TASK TO CARRY OUT →
Transcribe the data in full and exactly, omitting any pictures.

MATERIAL →
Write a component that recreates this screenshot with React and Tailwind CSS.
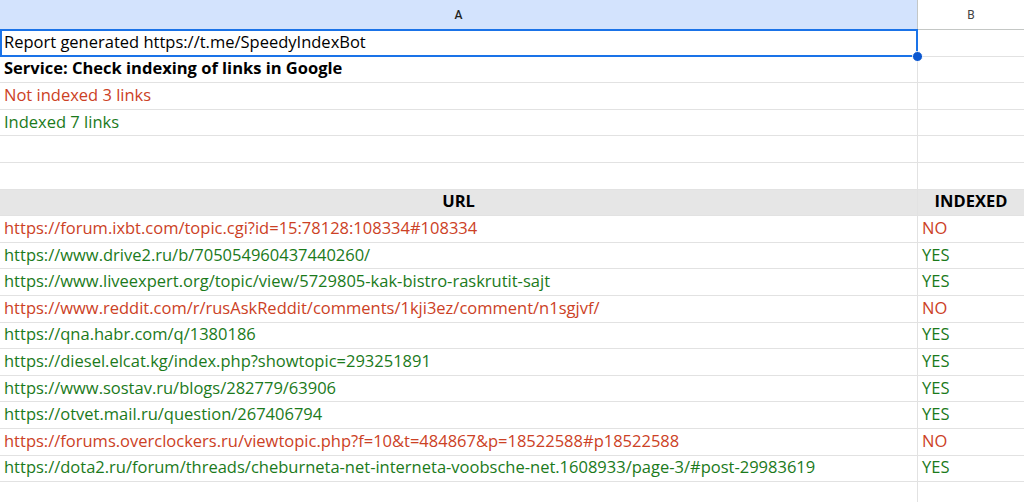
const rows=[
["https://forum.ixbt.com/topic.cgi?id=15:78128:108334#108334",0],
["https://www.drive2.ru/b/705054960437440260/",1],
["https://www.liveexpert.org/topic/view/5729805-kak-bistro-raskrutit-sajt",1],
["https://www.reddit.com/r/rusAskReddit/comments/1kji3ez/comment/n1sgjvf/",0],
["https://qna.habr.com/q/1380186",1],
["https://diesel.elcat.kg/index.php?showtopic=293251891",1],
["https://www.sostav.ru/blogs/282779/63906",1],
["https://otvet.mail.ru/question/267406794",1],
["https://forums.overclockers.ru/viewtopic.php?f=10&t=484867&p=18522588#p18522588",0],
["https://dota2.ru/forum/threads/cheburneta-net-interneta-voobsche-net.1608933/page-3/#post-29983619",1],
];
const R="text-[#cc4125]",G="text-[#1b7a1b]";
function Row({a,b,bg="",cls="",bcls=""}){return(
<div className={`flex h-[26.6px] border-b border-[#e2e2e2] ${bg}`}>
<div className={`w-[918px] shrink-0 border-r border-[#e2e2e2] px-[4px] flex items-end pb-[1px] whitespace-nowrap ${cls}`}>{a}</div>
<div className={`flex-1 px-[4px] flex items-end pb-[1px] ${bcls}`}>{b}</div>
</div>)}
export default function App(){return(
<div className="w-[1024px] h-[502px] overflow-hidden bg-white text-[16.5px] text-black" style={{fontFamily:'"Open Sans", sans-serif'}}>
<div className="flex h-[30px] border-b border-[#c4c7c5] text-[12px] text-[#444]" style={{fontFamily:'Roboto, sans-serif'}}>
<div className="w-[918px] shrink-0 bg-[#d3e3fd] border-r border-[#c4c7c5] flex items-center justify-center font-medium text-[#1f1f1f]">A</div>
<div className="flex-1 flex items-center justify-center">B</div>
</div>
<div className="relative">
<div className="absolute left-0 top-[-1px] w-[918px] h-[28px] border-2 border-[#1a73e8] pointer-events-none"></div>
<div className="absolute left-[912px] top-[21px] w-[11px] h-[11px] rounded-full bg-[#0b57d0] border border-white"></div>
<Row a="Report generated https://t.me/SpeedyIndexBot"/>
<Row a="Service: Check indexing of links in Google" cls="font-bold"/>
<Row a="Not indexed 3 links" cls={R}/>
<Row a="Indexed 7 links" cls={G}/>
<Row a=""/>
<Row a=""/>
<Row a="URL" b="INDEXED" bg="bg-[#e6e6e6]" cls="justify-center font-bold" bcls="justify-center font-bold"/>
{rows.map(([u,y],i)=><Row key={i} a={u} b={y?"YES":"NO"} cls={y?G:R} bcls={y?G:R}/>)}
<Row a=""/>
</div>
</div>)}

COMPLETE ANSWER →
Write a component that recreates this screenshot with React and Tailwind CSS.
const rows=[
["https://forum.ixbt.com/topic.cgi?id=15:78128:108334#108334",0],
["https://www.drive2.ru/b/705054960437440260/",1],
["https://www.liveexpert.org/topic/view/5729805-kak-bistro-raskrutit-sajt",1],
["https://www.reddit.com/r/rusAskReddit/comments/1kji3ez/comment/n1sgjvf/",0],
["https://qna.habr.com/q/1380186",1],
["https://diesel.elcat.kg/index.php?showtopic=293251891",1],
["https://www.sostav.ru/blogs/282779/63906",1],
["https://otvet.mail.ru/question/267406794",1],
["https://forums.overclockers.ru/viewtopic.php?f=10&t=484867&p=18522588#p18522588",0],
["https://dota2.ru/forum/threads/cheburneta-net-interneta-voobsche-net.1608933/page-3/#post-29983619",1],
];
const R="text-[#cc4125]",G="text-[#1b7a1b]";
function Row({a,b,bg="",cls="",bcls=""}){return(
<div className={`flex h-[26.6px] border-b border-[#e2e2e2] ${bg}`}>
<div className={`w-[918px] shrink-0 border-r border-[#e2e2e2] px-[4px] flex items-end pb-[1px] whitespace-nowrap ${cls}`}>{a}</div>
<div className={`flex-1 px-[4px] flex items-end pb-[1px] ${bcls}`}>{b}</div>
</div>)}
export default function App(){return(
<div className="w-[1024px] h-[502px] overflow-hidden bg-white text-[16.5px] text-black" style={{fontFamily:'"Open Sans", sans-serif'}}>
<div className="flex h-[30px] border-b border-[#c4c7c5] text-[12px] text-[#444]" style={{fontFamily:'Roboto, sans-serif'}}>
<div className="w-[918px] shrink-0 bg-[#d3e3fd] border-r border-[#c4c7c5] flex items-center justify-center font-medium text-[#1f1f1f]">A</div>
<div className="flex-1 flex items-center justify-center">B</div>
</div>
<div className="relative">
<div className="absolute left-0 top-[-1px] w-[918px] h-[28px] border-2 border-[#1a73e8] pointer-events-none"></div>
<div className="absolute left-[912px] top-[21px] w-[11px] h-[11px] rounded-full bg-[#0b57d0] border border-white"></div>
<Row a="Report generated https://t.me/SpeedyIndexBot"/>
<Row a="Service: Check indexing of links in Google" cls="font-bold"/>
<Row a="Not indexed 3 links" cls={R}/>
<Row a="Indexed 7 links" cls={G}/>
<Row a=""/>
<Row a=""/>
<Row a="URL" b="INDEXED" bg="bg-[#e6e6e6]" cls="justify-center font-bold" bcls="justify-center font-bold"/>
{rows.map(([u,y],i)=><Row key={i} a={u} b={y?"YES":"NO"} cls={y?G:R} bcls={y?G:R}/>)}
<Row a=""/>
</div>
</div>)}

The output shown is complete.